Front-end source files >>
START
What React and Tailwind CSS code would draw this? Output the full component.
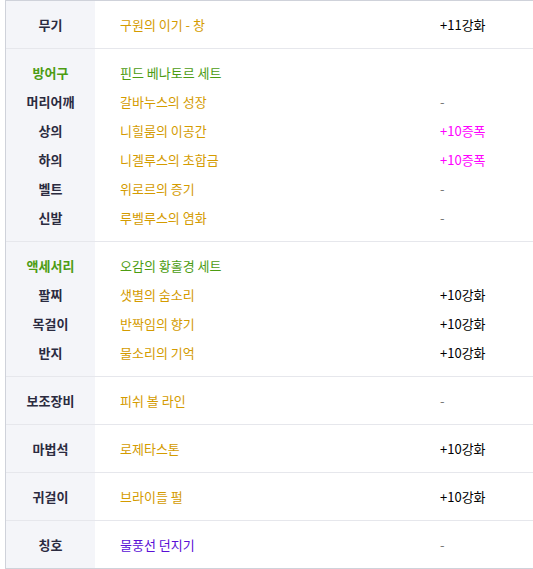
import React from 'react';

const GOLD = 'text-[#d49b00]';
const GREEN = 'text-[#4c9c12]';

const sections = [
  { rows: [{ label: '무기', item: '구원의 이기 - 창', color: GOLD, value: '+11강화' }] },
  {
    rows: [
      { label: '방어구', labelColor: GREEN, item: '핀드 베나토르 세트', color: GREEN },
      { label: '머리어깨', item: '갈바누스의 성장', color: GOLD, value: '-' },
      { label: '상의', item: '니힐룸의 이공간', color: GOLD, value: '+10증폭', valueColor: 'text-[#ff00ff]' },
      { label: '하의', item: '니겔루스의 초합금', color: GOLD, value: '+10증폭', valueColor: 'text-[#ff00ff]' },
      { label: '벨트', item: '위로르의 증기', color: GOLD, value: '-' },
      { label: '신발', item: '루벨루스의 염화', color: GOLD, value: '-' },
    ],
  },
  {
    rows: [
      { label: '액세서리', labelColor: GREEN, item: '오감의 황홀경 세트', color: GREEN },
      { label: '팔찌', item: '샛별의 숨소리', color: GOLD, value: '+10강화' },
      { label: '목걸이', item: '반짝임의 향기', color: GOLD, value: '+10강화' },
      { label: '반지', item: '물소리의 기억', color: GOLD, value: '+10강화' },
    ],
  },
  { rows: [{ label: '보조장비', item: '피쉬 볼 라인', color: GOLD, value: '-' }] },
  { rows: [{ label: '마법석', item: '로제타스톤', color: GOLD, value: '+10강화' }] },
  { rows: [{ label: '귀걸이', item: '브라이들 펄', color: GOLD, value: '+10강화' }] },
  { rows: [{ label: '칭호', item: '물풍선 던지기', color: 'text-[#5a0fd6]', value: '-' }] },
];

function Row({ row }) {
  const isDash = row.value === '-';
  return (
    <div className="flex h-[29px] items-center">
      <div className={`w-[89px] shrink-0 text-center font-bold ${row.labelColor || 'text-[#2b2b40]'}`}>{row.label}</div>
      <div className={`w-[345px] shrink-0 pl-[25px] ${row.color}`}>{row.item}</div>
      <div className={isDash ? 'text-[#777]' : row.valueColor || 'text-black'}>{row.value}</div>
    </div>
  );
}

export default function App() {
  return (
    <div className="bg-white w-[533px] h-[569px] pl-[5px]" style={{ fontFamily: '"Noto Sans CJK KR", "Noto Sans", sans-serif' }}>
      <div className="border-t border-l border-b border-[#cfd2da] text-[13px] relative">
        <div className="absolute left-0 top-0 bottom-0 w-[89px] bg-[#f4f5f9]" />
        {sections.map((s, i) => (
          <div key={i} className={`relative py-[9px] ${i > 0 ? 'border-t border-[#e6e7ec]' : ''}`}>
            {s.rows.map((r, j) => <Row key={j} row={r} />)}
          </div>
        ))}
      </div>
    </div>
  );
}
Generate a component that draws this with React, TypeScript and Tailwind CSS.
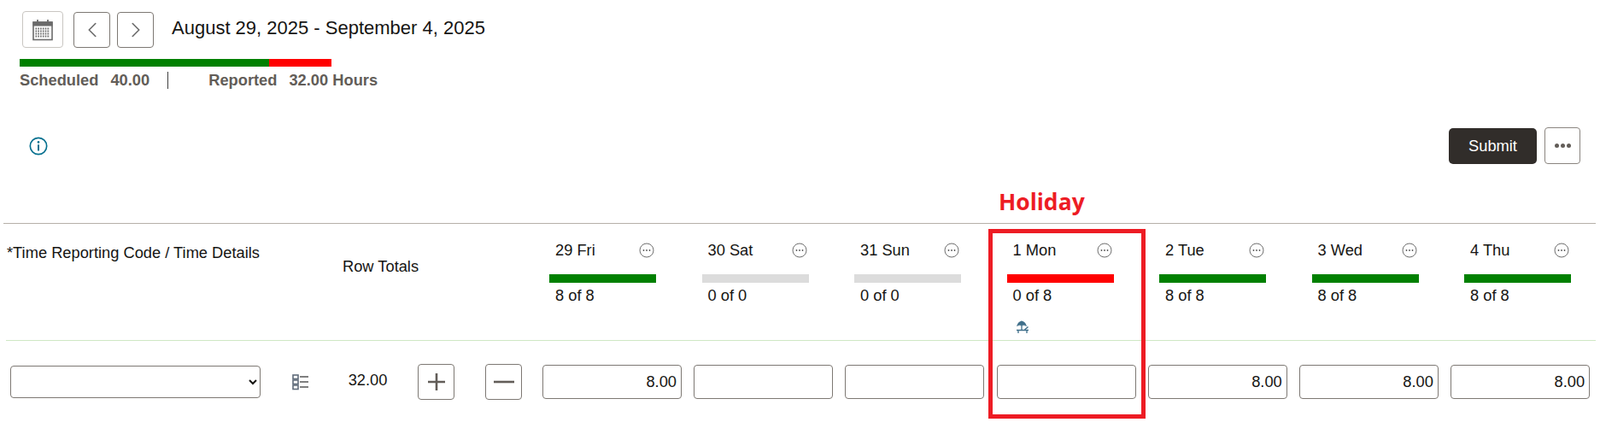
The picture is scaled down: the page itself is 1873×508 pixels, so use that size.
import { ChevronLeft, ChevronRight } from "lucide-react";

const days = [
  { label: "29 Fri", bar: "bg-[#008000]", text: "8 of 8", value: "8.00" },
  { label: "30 Sat", bar: "bg-[#dcdcdc]", text: "0 of 0", value: "" },
  { label: "31 Sun", bar: "bg-[#dcdcdc]", text: "0 of 0", value: "" },
  { label: "1 Mon", bar: "bg-[#ff0000]", text: "0 of 8", value: "", holiday: true },
  { label: "2 Tue", bar: "bg-[#008000]", text: "8 of 8", value: "8.00" },
  { label: "3 Wed", bar: "bg-[#008000]", text: "8 of 8", value: "8.00" },
  { label: "4 Thu", bar: "bg-[#008000]", text: "8 of 8", value: "8.00" },
];

function CalendarIcon() {
  return (
    <svg width="24" height="26" viewBox="0 0 24 26" fill="none" stroke="#6b6b6b">
      <rect x="1" y="4" width="22" height="20.5" strokeWidth="1.6" />
      <rect x="1" y="4" width="22" height="4" fill="#6b6b6b" strokeWidth="1" />
      <path d="M6 1v5M18 1v5" strokeWidth="1.8" />
      <path d="M3.5 11.5h17M3.5 14.5h17M3.5 17.5h17M3.5 20.5h17" strokeWidth="1.8" strokeDasharray="1.6 1.2" />
    </svg>
  );
}

function DotsCircle() {
  return (
    <svg width="18" height="18" viewBox="0 0 18 18" fill="none">
      <circle cx="9" cy="9" r="8" stroke="#6f6f6f" strokeWidth="1" />
      <circle cx="5.5" cy="9" r="0.9" fill="#555" />
      <circle cx="9" cy="9" r="0.9" fill="#555" />
      <circle cx="12.5" cy="9" r="0.9" fill="#555" />
    </svg>
  );
}

// umbrella over a lounge chair
function BeachIcon() {
  return (
    <svg width="16" height="16" viewBox="0 0 16 16" fill="none" stroke="#3f6f8a">
      <path d="M1.5 6.5 Q2.5 2 7 0.8 Q11.5 2 12.5 6.5 Q10 5 7 6 Q4 5 1.5 6.5 Z" fill="#3f6f8a" strokeWidth="0.6" />
      <path d="M7 6v6" strokeWidth="1.3" />
      <path d="M1 11.5h14" strokeWidth="1.5" />
      <path d="M10.5 11 L14.5 7.5" strokeWidth="1.5" />
      <path d="M3 12v3M13 12v3" strokeWidth="1.3" />
    </svg>
  );
}

function ListIcon() {
  return (
    <svg width="20" height="20" viewBox="0 0 20 20" fill="none">
      <rect x="1" y="2" width="6" height="4.5" fill="#fff" stroke="#5f6b7a" strokeWidth="1.6" />
      <rect x="1" y="8" width="6" height="4.5" fill="#fff" stroke="#5f6b7a" strokeWidth="1.6" />
      <rect x="1" y="14" width="6" height="4.5" fill="#fff" stroke="#5f6b7a" strokeWidth="1.6" />
      <path d="M9 4h10M9 10h10M9 16h10" stroke="#555" strokeWidth="1.6" />
    </svg>
  );
}

function DayHeader({ day }: { day: (typeof days)[number] }) {
  return (
    <div className="w-[178.5px] shrink-0">
      <div className="flex items-center w-[124px] pl-[7px] h-[18px]">
        <span className="flex-1">{day.label}</span>
        <span className="mr-[1px]">
          <DotsCircle />
        </span>
      </div>
      <div className={`w-[125px] h-[10px] mt-[19px] ${day.bar}`} />
      <div className="pl-[7px] mt-[6px] leading-[18px]">{day.text}</div>
      {day.holiday && (
        <div className="pl-[10px] mt-[20px]">
          <BeachIcon />
        </div>
      )}
    </div>
  );
}

export default function App() {
  return (
    <div className="relative w-[1873px] h-[508px] overflow-hidden bg-white text-[18.3px] text-[#161513] font-['Liberation_Sans',sans-serif]">
      {/* toolbar */}
      <div className="flex items-center pl-[26px] pt-[13px]">
        <button className="flex items-center justify-center w-[48px] h-[43px] rounded-[4px] border border-[#c9c6c2]">
          <CalendarIcon />
        </button>
        <button className="flex items-center justify-center w-[43px] h-[42px] ml-[12px] rounded-[4px] border border-[#7d7873]">
          <ChevronLeft size={30} strokeWidth={1.3} color="#6b6b6b" />
        </button>
        <button className="flex items-center justify-center w-[43px] h-[42px] ml-[8px] rounded-[4px] border border-[#7d7873]">
          <ChevronRight size={30} strokeWidth={1.3} color="#6b6b6b" />
        </button>
        <div className="ml-[21px] pb-[4px] text-[22px]">August 29, 2025 - September 4, 2025</div>
      </div>

      {/* scheduled vs reported */}
      <div className="flex w-[365px] h-[9px] ml-[23px] mt-[13px]">
        <div className="w-[292px] bg-[#008000]" />
        <div className="flex-1 bg-[#ff0000]" />
      </div>
      <div className="flex items-center h-[20px] ml-[23px] mt-[6px] font-bold text-[#625d58]">
        <span>Scheduled</span>
        <span className="ml-[14px]">40.00</span>
        <span className="w-px h-[20px] bg-[#3f3f3f] ml-[21px]" />
        <span className="ml-[47px]">Reported</span>
        <span className="ml-[14px]">32.00 Hours</span>
      </div>

      {/* actions */}
      <div className="flex items-center justify-between pl-[34px] pr-[23px] mt-[45px]">
        <svg width="22" height="22" viewBox="0 0 20 20" fill="none">
          <circle cx="10" cy="10" r="8.8" stroke="#04708f" strokeWidth="1.5" />
          <circle cx="10" cy="5.8" r="1.2" fill="#04708f" />
          <path d="M10 8.5v6.5" stroke="#04708f" strokeWidth="1.8" />
        </svg>
        <div className="flex items-center gap-[9px]">
          <button className="w-[103px] h-[42px] rounded-[5px] bg-[#312d2a] text-white">Submit</button>
          <button className="flex items-center justify-center gap-[2px] w-[42px] h-[43px] rounded-[4px] border border-[#8a8580]">
            <span className="w-[5px] h-[5px] rounded-full bg-[#625d58]" />
            <span className="w-[5px] h-[5px] rounded-full bg-[#625d58]" />
            <span className="w-[5px] h-[5px] rounded-full bg-[#625d58]" />
          </button>
        </div>
      </div>

      {/* annotation */}
      <div className="pl-[1169px] mt-[26px] h-[37px] text-[26.5px] leading-[37px] font-bold text-[#ed1c24] font-['Open_Sans',sans-serif]">
        Holiday
      </div>

      {/* header row */}
      <div className="flex ml-[4px] mr-[5px] mt-[6px] h-[137px] border-t border-[#b5b0a8]">
        <div className="w-[397px] shrink-0 pl-[4px] pt-[25px] leading-[18px]">*Time Reporting Code / Time Details</div>
        <div className="w-[242px] shrink-0 pt-[41px] leading-[18px]">Row Totals</div>
        <div className="flex pt-[22px]">
          {days.map((d) => (
            <DayHeader key={d.label} day={d} />
          ))}
        </div>
      </div>

      {/* entry row */}
      <div className="flex items-center ml-[7px] mr-[5px] h-[96px] border-t border-[#cfe8c4]">
        <select className="w-[293px] h-[38px] ml-[5px] rounded-[4px] border border-[#7d7873] bg-white" />
        <span className="ml-[37px]">
          <ListIcon />
        </span>
        <span className="w-[47px] ml-[45px] pb-[3px] text-center">32.00</span>
        <button className="flex items-center justify-center w-[43px] h-[42px] ml-[35px] rounded-[4px] border border-[#7d7873]">
          <svg width="24" height="24" viewBox="0 0 24 24" stroke="#625d58" strokeWidth="2.6">
            <path d="M2 12h20M12 2v20" />
          </svg>
        </button>
        <button className="flex items-center justify-center w-[43px] h-[42px] ml-[36px] rounded-[4px] border border-[#7d7873]">
          <svg width="24" height="24" viewBox="0 0 24 24" stroke="#625d58" strokeWidth="2.6">
            <path d="M0 12h24" />
          </svg>
        </button>
        <div className="flex gap-[14.2px] ml-[24px]">
          {days.map((d) => (
            <input
              key={d.label}
              readOnly
              value={d.value}
              className="w-[163px] h-[40px] px-[5px] rounded-[4px] border border-[#7d7873] text-right"
            />
          ))}
        </div>
      </div>

      {/* holiday highlight */}
      <div className="absolute left-[1157px] top-[268px] w-[184px] h-[222px] border-[5px] border-[#ed1c24] pointer-events-none" />
    </div>
  );
}
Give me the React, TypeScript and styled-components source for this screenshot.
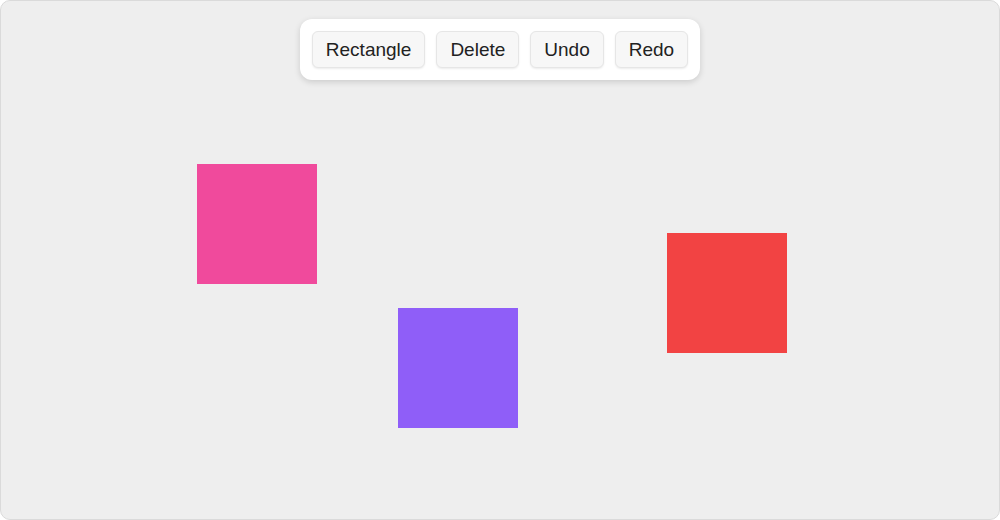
END
OBJECTIVE >> Please reproduce the listing exactly from its opening line through the line that contains "const GREEN = 'text-[#4c9c12]';", both included, with all pictures omitted.

OUTPUT BELOW >>
What React and Tailwind CSS code would draw this? Output the full component.
import React from 'react';

const GOLD = 'text-[#d49b00]';
const GREEN = 'text-[#4c9c12]';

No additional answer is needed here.